Cette transmission par la formation n’est pas contradictoire avec le fait que la sûreté est un métier phronétique. La formation concernerait le socle de savoirs indispensable à tout praticien de la sûreté. Par la suite, l’exercice distinguera les praticiens entre eux, mais l’enseignement des bases de la sûreté est possible, tant à l’université que par des formations internes. Ce faisant, la sûreté sortira de la simple transmission orale entre sachants.

Si un tel effort n’est pas produit, la sûreté connaîtra le même sort que les religions primitives : « Car les religions de l’efficace sont inopérantes hors des lieux, des temps, des gestes précis qu’elles exigent. Elles meurent de leur complexité, balayées par la simplicité, l’uniforme abstraction et l’universalité des religions historiques. » (op. cit. p 33)

Conclusion

Que les praticiens et les associations se rassurent, cette mort ne semble pas imminente, et la sûreté telle qu’elle existe a encore de beaux jours devant elle. Mais il serait étonnant qu’à force de répéter que le monde se complexifie et devient de plus en plus dangereux, les chefs d’entreprise se satisfassent longtemps d’avoir comme directeur sûreté une personne qui ne l’a jamais étudiée et ne sait transmettre sa substance.

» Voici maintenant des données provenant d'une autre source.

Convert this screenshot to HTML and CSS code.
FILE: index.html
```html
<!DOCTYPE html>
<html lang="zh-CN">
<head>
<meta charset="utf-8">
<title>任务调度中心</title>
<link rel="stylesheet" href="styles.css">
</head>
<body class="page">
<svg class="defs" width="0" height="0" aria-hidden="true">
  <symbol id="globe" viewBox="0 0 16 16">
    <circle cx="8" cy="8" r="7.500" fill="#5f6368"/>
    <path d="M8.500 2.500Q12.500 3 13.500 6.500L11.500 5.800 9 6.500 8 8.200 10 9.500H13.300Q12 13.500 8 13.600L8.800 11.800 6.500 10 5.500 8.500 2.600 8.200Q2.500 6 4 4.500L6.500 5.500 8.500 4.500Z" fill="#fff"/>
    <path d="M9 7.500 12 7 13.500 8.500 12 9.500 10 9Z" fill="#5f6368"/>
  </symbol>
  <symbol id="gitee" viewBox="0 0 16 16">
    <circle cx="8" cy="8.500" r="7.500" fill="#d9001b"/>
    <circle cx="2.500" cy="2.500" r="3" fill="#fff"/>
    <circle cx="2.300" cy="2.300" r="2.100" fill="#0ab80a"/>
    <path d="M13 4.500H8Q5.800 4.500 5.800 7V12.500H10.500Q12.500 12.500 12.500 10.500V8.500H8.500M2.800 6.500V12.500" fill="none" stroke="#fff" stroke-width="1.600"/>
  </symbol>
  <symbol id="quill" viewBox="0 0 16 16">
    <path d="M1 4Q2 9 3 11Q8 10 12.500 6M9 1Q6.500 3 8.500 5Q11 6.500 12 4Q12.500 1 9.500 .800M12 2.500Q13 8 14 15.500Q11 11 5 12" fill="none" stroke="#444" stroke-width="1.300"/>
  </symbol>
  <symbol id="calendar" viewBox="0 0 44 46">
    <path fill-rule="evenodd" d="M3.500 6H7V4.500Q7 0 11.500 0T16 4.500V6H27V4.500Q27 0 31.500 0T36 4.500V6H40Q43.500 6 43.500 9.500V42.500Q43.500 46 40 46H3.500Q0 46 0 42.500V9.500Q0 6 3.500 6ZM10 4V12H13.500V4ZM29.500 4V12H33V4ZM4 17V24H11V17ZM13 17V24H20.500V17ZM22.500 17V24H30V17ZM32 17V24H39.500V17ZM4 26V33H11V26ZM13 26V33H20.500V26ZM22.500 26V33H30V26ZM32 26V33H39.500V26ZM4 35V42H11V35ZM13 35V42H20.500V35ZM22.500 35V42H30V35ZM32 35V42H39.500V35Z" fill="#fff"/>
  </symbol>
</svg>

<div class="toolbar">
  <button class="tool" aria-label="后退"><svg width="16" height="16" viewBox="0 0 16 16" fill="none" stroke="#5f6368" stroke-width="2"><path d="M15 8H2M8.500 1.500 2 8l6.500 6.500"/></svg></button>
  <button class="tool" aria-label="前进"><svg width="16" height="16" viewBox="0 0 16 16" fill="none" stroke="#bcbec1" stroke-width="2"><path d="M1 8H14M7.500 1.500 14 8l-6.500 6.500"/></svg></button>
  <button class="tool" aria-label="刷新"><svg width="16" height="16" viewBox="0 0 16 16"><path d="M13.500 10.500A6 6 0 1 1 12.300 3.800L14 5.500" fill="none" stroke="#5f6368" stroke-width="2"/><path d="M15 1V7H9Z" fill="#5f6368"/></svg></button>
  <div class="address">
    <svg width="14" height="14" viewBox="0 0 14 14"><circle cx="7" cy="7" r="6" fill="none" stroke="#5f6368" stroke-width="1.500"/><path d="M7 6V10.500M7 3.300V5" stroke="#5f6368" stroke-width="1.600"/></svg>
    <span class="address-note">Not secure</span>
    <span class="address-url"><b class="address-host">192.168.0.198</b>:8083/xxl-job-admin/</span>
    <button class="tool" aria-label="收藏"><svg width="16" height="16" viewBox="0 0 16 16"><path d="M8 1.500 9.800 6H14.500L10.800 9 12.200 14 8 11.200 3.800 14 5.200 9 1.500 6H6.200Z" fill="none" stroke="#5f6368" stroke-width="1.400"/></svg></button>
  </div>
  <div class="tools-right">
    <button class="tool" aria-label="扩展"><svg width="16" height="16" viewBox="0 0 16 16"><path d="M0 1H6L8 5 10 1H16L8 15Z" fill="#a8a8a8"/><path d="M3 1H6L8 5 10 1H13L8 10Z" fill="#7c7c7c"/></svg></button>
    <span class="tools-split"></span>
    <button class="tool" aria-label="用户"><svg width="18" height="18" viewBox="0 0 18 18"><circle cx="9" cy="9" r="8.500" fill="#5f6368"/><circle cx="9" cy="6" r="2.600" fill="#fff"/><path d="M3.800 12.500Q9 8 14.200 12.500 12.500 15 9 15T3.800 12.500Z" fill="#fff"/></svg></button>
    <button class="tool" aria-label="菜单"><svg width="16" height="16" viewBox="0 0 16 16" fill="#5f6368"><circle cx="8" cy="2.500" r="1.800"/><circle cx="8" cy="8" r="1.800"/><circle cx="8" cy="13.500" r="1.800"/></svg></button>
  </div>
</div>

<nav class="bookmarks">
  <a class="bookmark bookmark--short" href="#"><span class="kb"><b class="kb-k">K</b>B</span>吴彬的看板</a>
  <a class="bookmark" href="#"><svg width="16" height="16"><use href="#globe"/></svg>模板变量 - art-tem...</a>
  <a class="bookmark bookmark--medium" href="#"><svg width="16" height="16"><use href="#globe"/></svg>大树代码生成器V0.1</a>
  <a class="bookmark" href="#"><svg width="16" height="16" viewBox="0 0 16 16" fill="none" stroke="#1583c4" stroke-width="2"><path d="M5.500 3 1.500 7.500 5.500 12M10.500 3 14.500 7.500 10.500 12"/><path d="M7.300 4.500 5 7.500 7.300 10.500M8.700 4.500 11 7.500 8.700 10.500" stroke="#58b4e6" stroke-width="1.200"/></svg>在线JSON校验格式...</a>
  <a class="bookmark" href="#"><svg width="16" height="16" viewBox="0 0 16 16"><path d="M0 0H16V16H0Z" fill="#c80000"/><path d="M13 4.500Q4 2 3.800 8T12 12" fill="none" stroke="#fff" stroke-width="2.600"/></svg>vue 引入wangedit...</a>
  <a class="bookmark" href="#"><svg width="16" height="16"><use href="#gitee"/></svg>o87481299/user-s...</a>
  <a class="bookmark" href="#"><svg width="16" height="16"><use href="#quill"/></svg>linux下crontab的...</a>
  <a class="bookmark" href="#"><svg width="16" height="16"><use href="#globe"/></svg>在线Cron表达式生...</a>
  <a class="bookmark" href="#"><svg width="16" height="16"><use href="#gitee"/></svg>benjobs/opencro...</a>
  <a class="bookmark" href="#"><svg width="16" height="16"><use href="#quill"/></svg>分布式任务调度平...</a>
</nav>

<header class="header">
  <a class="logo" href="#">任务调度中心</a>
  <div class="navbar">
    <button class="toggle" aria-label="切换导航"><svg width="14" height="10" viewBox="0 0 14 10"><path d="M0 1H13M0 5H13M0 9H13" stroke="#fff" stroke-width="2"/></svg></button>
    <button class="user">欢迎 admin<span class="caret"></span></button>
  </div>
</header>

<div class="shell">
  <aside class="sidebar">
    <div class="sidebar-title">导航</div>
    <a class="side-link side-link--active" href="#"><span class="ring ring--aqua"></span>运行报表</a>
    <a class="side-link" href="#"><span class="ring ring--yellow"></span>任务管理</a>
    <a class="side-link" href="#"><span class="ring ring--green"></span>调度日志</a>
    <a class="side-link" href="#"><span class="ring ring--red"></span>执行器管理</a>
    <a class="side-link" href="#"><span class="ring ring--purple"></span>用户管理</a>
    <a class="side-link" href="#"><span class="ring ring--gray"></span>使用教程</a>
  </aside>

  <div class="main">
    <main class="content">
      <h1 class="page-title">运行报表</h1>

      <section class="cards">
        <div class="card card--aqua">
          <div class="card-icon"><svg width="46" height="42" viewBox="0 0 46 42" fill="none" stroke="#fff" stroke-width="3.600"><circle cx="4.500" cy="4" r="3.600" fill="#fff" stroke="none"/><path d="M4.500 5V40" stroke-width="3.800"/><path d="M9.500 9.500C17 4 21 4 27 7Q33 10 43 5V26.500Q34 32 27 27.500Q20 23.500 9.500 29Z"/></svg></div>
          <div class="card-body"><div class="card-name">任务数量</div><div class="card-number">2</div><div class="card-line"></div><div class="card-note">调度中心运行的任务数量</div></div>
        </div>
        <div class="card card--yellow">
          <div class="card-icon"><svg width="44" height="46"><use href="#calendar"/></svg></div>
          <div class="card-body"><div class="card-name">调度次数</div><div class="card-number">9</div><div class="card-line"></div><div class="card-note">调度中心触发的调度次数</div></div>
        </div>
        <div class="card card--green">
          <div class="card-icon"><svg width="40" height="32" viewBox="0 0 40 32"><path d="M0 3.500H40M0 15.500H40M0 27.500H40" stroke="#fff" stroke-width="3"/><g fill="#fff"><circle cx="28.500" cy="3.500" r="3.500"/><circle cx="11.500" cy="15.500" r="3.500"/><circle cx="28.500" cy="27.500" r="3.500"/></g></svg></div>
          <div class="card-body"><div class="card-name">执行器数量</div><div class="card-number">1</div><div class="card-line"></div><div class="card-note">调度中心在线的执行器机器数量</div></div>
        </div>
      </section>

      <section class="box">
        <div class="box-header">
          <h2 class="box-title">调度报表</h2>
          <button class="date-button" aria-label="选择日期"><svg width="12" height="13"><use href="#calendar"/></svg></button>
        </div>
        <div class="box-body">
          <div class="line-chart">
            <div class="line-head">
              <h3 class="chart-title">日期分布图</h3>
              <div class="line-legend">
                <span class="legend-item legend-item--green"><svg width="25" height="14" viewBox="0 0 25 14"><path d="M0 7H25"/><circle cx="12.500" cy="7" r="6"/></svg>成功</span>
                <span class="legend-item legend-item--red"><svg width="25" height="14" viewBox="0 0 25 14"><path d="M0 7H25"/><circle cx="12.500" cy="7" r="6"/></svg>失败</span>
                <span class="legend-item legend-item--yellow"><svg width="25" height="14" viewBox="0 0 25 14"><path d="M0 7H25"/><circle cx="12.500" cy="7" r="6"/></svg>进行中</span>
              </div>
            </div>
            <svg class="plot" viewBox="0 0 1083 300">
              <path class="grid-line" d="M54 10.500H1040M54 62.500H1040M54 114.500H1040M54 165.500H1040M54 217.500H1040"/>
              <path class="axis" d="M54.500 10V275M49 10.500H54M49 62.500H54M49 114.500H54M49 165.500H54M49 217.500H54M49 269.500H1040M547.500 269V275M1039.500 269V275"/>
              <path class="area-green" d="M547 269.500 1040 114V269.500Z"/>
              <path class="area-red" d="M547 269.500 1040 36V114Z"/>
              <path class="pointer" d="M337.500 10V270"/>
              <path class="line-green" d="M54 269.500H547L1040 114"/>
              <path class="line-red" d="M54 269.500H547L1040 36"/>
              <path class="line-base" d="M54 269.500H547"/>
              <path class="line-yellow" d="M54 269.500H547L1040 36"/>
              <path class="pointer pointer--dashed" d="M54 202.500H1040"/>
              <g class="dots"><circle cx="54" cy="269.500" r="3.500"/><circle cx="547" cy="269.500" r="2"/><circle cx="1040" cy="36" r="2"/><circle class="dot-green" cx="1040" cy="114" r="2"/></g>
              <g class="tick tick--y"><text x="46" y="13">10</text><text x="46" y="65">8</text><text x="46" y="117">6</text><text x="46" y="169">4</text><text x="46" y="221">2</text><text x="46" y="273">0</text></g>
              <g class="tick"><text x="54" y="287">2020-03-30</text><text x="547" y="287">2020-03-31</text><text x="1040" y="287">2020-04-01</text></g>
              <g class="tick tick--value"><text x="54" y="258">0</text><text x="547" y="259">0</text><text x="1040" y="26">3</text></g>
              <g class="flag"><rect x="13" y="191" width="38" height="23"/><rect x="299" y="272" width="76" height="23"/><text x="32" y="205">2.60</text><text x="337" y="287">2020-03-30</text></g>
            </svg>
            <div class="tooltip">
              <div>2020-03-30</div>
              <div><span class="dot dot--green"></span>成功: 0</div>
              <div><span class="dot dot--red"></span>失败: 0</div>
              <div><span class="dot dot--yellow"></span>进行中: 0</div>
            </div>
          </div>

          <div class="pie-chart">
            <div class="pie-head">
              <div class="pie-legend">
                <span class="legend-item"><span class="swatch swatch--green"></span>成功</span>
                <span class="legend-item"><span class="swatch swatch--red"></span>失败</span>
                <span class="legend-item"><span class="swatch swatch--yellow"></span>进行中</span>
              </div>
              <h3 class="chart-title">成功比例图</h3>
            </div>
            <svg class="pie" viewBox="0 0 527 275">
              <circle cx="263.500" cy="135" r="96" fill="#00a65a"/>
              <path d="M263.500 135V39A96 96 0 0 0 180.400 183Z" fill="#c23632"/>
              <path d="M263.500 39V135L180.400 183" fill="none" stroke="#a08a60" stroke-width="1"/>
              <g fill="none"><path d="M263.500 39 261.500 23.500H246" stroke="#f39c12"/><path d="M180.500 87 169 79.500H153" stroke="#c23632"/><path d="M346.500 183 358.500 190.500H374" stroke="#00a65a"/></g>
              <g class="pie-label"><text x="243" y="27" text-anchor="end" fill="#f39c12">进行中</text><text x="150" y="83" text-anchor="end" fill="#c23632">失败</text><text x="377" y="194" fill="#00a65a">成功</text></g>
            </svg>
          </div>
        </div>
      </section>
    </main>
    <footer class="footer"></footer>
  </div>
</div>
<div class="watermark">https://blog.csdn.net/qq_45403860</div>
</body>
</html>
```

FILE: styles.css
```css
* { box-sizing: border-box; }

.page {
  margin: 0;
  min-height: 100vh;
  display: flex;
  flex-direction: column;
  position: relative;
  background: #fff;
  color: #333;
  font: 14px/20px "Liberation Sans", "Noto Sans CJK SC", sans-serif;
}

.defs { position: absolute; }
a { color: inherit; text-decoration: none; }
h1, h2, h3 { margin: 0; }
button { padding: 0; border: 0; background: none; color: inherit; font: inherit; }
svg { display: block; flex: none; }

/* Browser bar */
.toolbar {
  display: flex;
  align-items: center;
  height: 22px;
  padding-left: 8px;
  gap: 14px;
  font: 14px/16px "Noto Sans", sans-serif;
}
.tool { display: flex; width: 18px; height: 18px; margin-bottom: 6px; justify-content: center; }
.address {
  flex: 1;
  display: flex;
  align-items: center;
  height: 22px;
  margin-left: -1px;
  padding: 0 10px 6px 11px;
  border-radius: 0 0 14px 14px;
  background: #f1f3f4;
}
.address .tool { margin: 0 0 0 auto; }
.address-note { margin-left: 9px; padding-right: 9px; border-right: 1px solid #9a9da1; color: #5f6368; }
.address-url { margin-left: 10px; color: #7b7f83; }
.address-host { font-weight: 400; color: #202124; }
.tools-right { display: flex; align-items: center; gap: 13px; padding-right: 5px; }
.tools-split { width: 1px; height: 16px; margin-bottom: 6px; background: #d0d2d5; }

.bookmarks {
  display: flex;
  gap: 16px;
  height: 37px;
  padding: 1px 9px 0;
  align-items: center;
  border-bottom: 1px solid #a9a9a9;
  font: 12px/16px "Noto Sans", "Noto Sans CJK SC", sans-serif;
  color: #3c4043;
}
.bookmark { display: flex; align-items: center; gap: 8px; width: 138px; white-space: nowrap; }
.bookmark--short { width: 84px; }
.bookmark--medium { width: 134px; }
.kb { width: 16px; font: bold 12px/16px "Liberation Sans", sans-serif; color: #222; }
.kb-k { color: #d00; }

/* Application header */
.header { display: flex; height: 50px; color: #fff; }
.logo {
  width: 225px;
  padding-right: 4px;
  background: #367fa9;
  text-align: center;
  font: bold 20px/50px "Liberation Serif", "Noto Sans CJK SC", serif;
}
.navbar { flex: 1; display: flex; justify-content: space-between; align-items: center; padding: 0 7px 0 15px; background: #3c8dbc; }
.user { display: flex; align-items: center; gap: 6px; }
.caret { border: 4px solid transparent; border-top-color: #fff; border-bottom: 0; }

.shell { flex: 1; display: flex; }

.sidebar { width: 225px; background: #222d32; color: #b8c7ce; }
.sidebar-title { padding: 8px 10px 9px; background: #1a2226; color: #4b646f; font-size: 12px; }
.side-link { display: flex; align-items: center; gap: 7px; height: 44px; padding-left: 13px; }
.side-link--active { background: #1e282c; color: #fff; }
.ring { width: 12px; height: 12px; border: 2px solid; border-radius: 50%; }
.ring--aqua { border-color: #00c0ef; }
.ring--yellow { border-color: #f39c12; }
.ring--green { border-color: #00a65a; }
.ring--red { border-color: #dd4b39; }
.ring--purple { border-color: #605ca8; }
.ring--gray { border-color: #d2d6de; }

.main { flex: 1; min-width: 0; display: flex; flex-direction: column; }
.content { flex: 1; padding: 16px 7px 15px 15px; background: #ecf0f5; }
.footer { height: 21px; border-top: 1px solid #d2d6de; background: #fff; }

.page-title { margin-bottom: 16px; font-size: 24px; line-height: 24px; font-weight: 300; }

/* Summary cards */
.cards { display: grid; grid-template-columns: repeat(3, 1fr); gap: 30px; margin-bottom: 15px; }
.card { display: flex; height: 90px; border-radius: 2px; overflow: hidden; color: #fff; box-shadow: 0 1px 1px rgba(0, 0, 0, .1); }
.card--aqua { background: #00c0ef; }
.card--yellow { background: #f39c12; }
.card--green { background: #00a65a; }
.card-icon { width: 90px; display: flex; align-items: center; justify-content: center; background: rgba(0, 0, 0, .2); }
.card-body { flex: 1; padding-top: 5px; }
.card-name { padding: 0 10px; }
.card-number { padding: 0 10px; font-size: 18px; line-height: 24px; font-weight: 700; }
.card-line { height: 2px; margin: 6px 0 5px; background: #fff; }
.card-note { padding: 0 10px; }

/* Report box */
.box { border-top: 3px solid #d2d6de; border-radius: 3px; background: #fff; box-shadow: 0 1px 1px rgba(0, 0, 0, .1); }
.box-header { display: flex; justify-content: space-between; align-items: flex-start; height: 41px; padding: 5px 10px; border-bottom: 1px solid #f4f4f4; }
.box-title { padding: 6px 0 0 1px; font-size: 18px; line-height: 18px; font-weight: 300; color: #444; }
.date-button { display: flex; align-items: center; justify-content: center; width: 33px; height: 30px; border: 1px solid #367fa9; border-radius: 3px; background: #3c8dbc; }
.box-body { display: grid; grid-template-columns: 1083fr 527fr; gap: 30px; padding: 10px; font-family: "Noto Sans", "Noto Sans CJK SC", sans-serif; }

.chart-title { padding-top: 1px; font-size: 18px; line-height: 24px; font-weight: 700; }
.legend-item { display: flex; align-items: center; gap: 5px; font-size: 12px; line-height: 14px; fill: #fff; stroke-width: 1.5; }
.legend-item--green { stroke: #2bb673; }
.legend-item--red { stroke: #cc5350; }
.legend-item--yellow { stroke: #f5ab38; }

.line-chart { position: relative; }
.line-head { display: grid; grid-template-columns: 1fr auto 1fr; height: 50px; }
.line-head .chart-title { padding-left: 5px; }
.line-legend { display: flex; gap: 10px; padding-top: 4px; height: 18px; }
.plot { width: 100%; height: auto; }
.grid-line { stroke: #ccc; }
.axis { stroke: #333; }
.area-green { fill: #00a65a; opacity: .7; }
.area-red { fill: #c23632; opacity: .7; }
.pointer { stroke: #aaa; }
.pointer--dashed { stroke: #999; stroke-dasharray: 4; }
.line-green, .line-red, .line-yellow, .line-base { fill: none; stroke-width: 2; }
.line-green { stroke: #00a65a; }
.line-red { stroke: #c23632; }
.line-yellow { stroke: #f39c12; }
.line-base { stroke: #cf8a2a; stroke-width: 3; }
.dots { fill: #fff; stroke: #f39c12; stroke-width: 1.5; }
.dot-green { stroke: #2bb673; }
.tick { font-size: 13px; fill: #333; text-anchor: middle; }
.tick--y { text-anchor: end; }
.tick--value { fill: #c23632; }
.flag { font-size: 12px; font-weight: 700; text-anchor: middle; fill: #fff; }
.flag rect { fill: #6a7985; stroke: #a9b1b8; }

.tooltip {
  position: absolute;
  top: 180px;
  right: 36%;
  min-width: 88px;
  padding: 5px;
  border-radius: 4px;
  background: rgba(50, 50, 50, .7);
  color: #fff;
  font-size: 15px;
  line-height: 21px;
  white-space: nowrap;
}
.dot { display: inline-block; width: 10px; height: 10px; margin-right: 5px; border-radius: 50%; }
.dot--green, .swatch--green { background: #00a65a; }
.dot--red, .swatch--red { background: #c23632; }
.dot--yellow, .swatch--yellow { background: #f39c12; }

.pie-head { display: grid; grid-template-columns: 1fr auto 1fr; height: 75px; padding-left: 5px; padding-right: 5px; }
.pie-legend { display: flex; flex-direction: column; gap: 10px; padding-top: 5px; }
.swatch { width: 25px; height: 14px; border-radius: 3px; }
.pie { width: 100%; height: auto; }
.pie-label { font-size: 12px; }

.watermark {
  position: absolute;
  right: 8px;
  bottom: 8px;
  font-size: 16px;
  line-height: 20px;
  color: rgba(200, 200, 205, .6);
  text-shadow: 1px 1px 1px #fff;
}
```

Notons également qu’au même moment, la science forensique se structure et se construit, et sera bientôt en mesure de répondre aux besoins des entreprises qui souhaitent construire un service forensique. Or, comme la sûreté et la forensique ne sont pas disjointes, se posera un jour la question de savoir quel chef de service coiffera l’autre.

Gageons alors qu’à ce moment sonnera le réveil des praticiens de la sûreté et de leurs associations. Peut-être un peu tard.